------ Given data ------

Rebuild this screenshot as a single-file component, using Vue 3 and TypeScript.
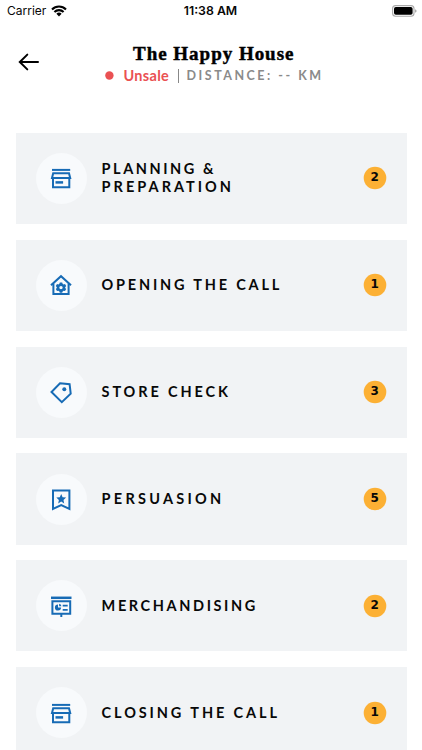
<script setup lang="ts">
type IconName = 'store' | 'house' | 'tag' | 'bookmark' | 'board'

interface Step {
  lines: { text: string; spacing: number }[]
  count: number
  icon: IconName
}

const steps: Step[] = [
  {
    lines: [
      { text: 'PLANNING &', spacing: 2.55 },
      { text: 'PREPARATION', spacing: 3.02 },
    ],
    count: 2,
    icon: 'store',
  },
  { lines: [{ text: 'OPENING THE CALL', spacing: 2.8 }], count: 1, icon: 'house' },
  { lines: [{ text: 'STORE CHECK', spacing: 2.87 }], count: 3, icon: 'tag' },
  { lines: [{ text: 'PERSUASION', spacing: 3.25 }], count: 5, icon: 'bookmark' },
  { lines: [{ text: 'MERCHANDISING', spacing: 2.6 }], count: 2, icon: 'board' },
  { lines: [{ text: 'CLOSING THE CALL', spacing: 2.9 }], count: 1, icon: 'store' },
]
</script>

<template>
  <div class="screen">
    <div class="status">
      <div class="carrier">
        <span>Carrier</span>
        <svg class="wifi" viewBox="0 0 16 12" width="16" height="12">
          <path d="M1 4.4a10 10 0 0 1 14 0" />
          <path d="M3.4 7a6.5 6.5 0 0 1 9.2 0" />
          <path class="solid" d="M8 11.4 5.4 8.8a3.7 3.7 0 0 1 5.2 0z" />
        </svg>
      </div>
      <span class="time">11:38 AM</span>
      <div class="power">
        <svg viewBox="0 0 25 12" width="25" height="12">
          <rect x="0.6" y="0.6" width="21.4" height="10.6" rx="3" fill="#fff" stroke="#aaa" stroke-width="1.1" />
          <rect x="2" y="2" width="18.6" height="7.8" rx="1.8" fill="#000" />
          <path d="M23.2 4.2v3.5q1.3-.6 1.3-1.8t-1.3-1.7z" fill="#999" />
        </svg>
      </div>
    </div>

    <header class="header">
      <button class="back" aria-label="Back">
        <svg viewBox="0 0 22 18" width="22" height="18">
          <path d="M20 9H2M9.3 1.6 1.8 9l7.5 7.4" />
        </svg>
      </button>
      <div class="heading">
        <h1>The Happy House</h1>
        <div class="meta">
          <svg class="dot" viewBox="0 0 9 9"><circle cx="4.4" cy="4.5" r="4.2" /></svg>
          <span class="unsale">Unsale</span>
          <i class="bar"></i>
          <span class="distance">DISTANCE: -- KM</span>
        </div>
      </div>
    </header>

    <main class="list">
      <section v-for="(step, i) in steps" :key="i" class="card">
        <div class="bubble">
          <svg v-if="step.icon === 'store'" class="icon" viewBox="0 0 24 24">
            <path d="M3 3.9h18.2" />
            <path d="M4.2 7.3h15.8l1.2 4.8H3z" />
            <path d="M4 12.2v9h16.3v-9" />
            <path class="thick" d="M6.5 16.4h7.6" />
          </svg>
          <svg v-else-if="step.icon === 'house'" class="icon" viewBox="0 0 24 24">
            <path d="M2 12.3 12 3.2l10 9.1" />
            <path d="M4.4 10.6v10.5h15.2V10.6" />
            <path
              class="solid"
              fill-rule="evenodd"
              d="M10.8 9.5h2.4l.4 1.3 1 .6 1.4-.3 1.2 2-1 1.1v.8l1 1.1-1.2 2-1.4-.3-1 .6-.4 1.3h-2.4l-.4-1.3-1-.6-1.4.3-1.2-2 1-1.1v-.8l-1-1.1 1.2-2 1.4.3 1-.6zM12 12.9a1.7 1.7 0 1 0 0 3.4 1.7 1.7 0 0 0 0-3.4z"
            />
          </svg>
          <svg v-else-if="step.icon === 'tag'" class="icon" viewBox="0 0 24 24">
            <path d="M11 3.3 20.6 4.2 21.7 13.6 12.8 22.1 2.5 12z" />
            <circle class="solid" cx="15.3" cy="9.2" r="2" />
          </svg>
          <svg v-else-if="step.icon === 'bookmark'" class="icon" viewBox="0 0 24 24">
            <path d="M4 3.5h16.4v18.4L12.2 18 4 21.9z" />
            <path class="solid" d="M12.2 7l1.4 3.2 3.5.4-2.6 2.3.7 3.5-3-1.8-3 1.8.7-3.5-2.6-2.3 3.5-.4z" />
          </svg>
          <svg v-else class="icon" viewBox="0 0 24 24">
            <path class="thick" d="M2 3.8h20.5" />
            <path d="M3.4 7.2h17.8v12.5H3.4z" />
            <path d="M12.3 20v3" />
            <path class="solid" d="M9 10.4v3.2h3.1A3.1 3.1 0 1 1 9 10.4z" />
            <path class="solid" d="M10.1 9.8a2.7 2.7 0 0 1 2.3 2.4h-2.3z" />
            <path class="thin" d="M13.7 11.7h5M13.7 15.8h5" />
          </svg>
        </div>
        <div class="title">
          <div v-for="line in step.lines" :key="line.text" :style="{ letterSpacing: line.spacing + 'px' }">
            {{ line.text }}
          </div>
        </div>
        <span class="badge">
          <svg viewBox="0 0 24 24"><circle cx="12" cy="12" r="11.3" /></svg>
          <b>{{ step.count }}</b>
        </span>
      </section>
    </main>
  </div>
</template>

<style>
body {
  background: #fff;
  overflow: hidden;
}
</style>

<style scoped>
.screen {
  width: 422px;
  height: 750px;
  overflow: hidden;
  background: #fff;
  color: #080808;
  font-family: Lato, 'Liberation Sans', sans-serif;
}
.status {
  display: grid;
  grid-template-columns: 1fr auto 1fr;
  align-items: center;
  height: 22px;
  padding: 0 5px 0 7px;
  font: 12px/22px Inter, sans-serif;
}
.carrier {
  display: flex;
  align-items: center;
  gap: 5px;
}
.wifi {
  fill: none;
  stroke: #000;
  stroke-width: 2.1;
}
.wifi .solid {
  fill: #000;
  stroke: none;
}
.time {
  margin-right: 3px;
  font-weight: 600;
  font-size: 12.3px;
}
.power {
  display: flex;
  justify-content: flex-end;
}
.header {
  display: flex;
  height: 110.8px;
}
.back {
  display: flex;
  width: 22px;
  height: 18px;
  margin: 31px 0 0 18px;
  padding: 0;
  border: 0;
  background: none;
}
.back path {
  fill: none;
  stroke: #000;
  stroke-width: 2;
  stroke-linecap: round;
}
.heading {
  margin-left: 65px;
  padding-top: 20px;
}
h1 {
  margin: 0 0 0 28px;
  font: 700 19px/24px 'Liberation Serif', serif;
  letter-spacing: 0.98px;
  color: #000;
  -webkit-text-stroke: 0.45px #000;
  white-space: nowrap;
}
.meta {
  display: flex;
  align-items: center;
  height: 18px;
  white-space: nowrap;
}
.dot {
  width: 9px;
  height: 9px;
  fill: #ea5153;
}
.unsale {
  margin-left: 9.5px;
  font-size: 14.5px;
  font-weight: 700;
  letter-spacing: 0.3px;
  color: #ea5153;
}
.bar {
  width: 1px;
  height: 14px;
  margin: 1px 8px 0 8.5px;
  background: #888;
}
.distance {
  font-size: 12.5px;
  font-weight: 700;
  letter-spacing: 2.5px;
  color: #8a8a8a;
}
.list {
  display: flex;
  flex-direction: column;
  gap: 15.7px;
  padding: 0 15.5px 0 15.7px;
}
.card {
  display: flex;
  flex: none;
  align-items: center;
  height: 91.2px;
  box-sizing: border-box;
  padding: 0 19.8px 0 20.3px;
  background: #f1f3f5;
}
.bubble {
  display: flex;
  align-items: center;
  justify-content: center;
  width: 51px;
  height: 51px;
  border-radius: 50%;
  background: #f8fafc;
}
.icon {
  width: 24px;
  height: 24px;
  margin-right: 1px;
  fill: none;
  stroke: #176bb5;
  stroke-width: 2;
}
.icon .solid {
  fill: #176bb5;
  stroke: none;
}
.icon .thick {
  stroke-width: 2.5;
}
.icon .thin {
  stroke-width: 1.8;
}
.title {
  flex: 1;
  margin-left: 14.6px;
  font-size: 14.5px;
  font-weight: 700;
  line-height: 18px;
  white-space: nowrap;
}
.badge {
  display: grid;
  width: 24px;
  height: 24px;
}
.badge > * {
  grid-area: 1 / 1;
}
.badge svg {
  width: 24px;
  height: 24px;
  fill: #fcb034;
}
.badge b {
  z-index: 1;
  font: 700 12px/22.5px 'DejaVu Sans', sans-serif;
  text-align: center;
}
</style>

------

- Stated goal -
Set down again, exactly, the lines of the material above from its first line to the one with "type IconName = 'store'", inclusive. Leave the pictures out.

- Expected output -
Rebuild this screenshot as a single-file component, using Vue 3 and TypeScript.
<script setup lang="ts">
type IconName = 'store' | 'house' | 'tag' | 'bookmark' | 'board'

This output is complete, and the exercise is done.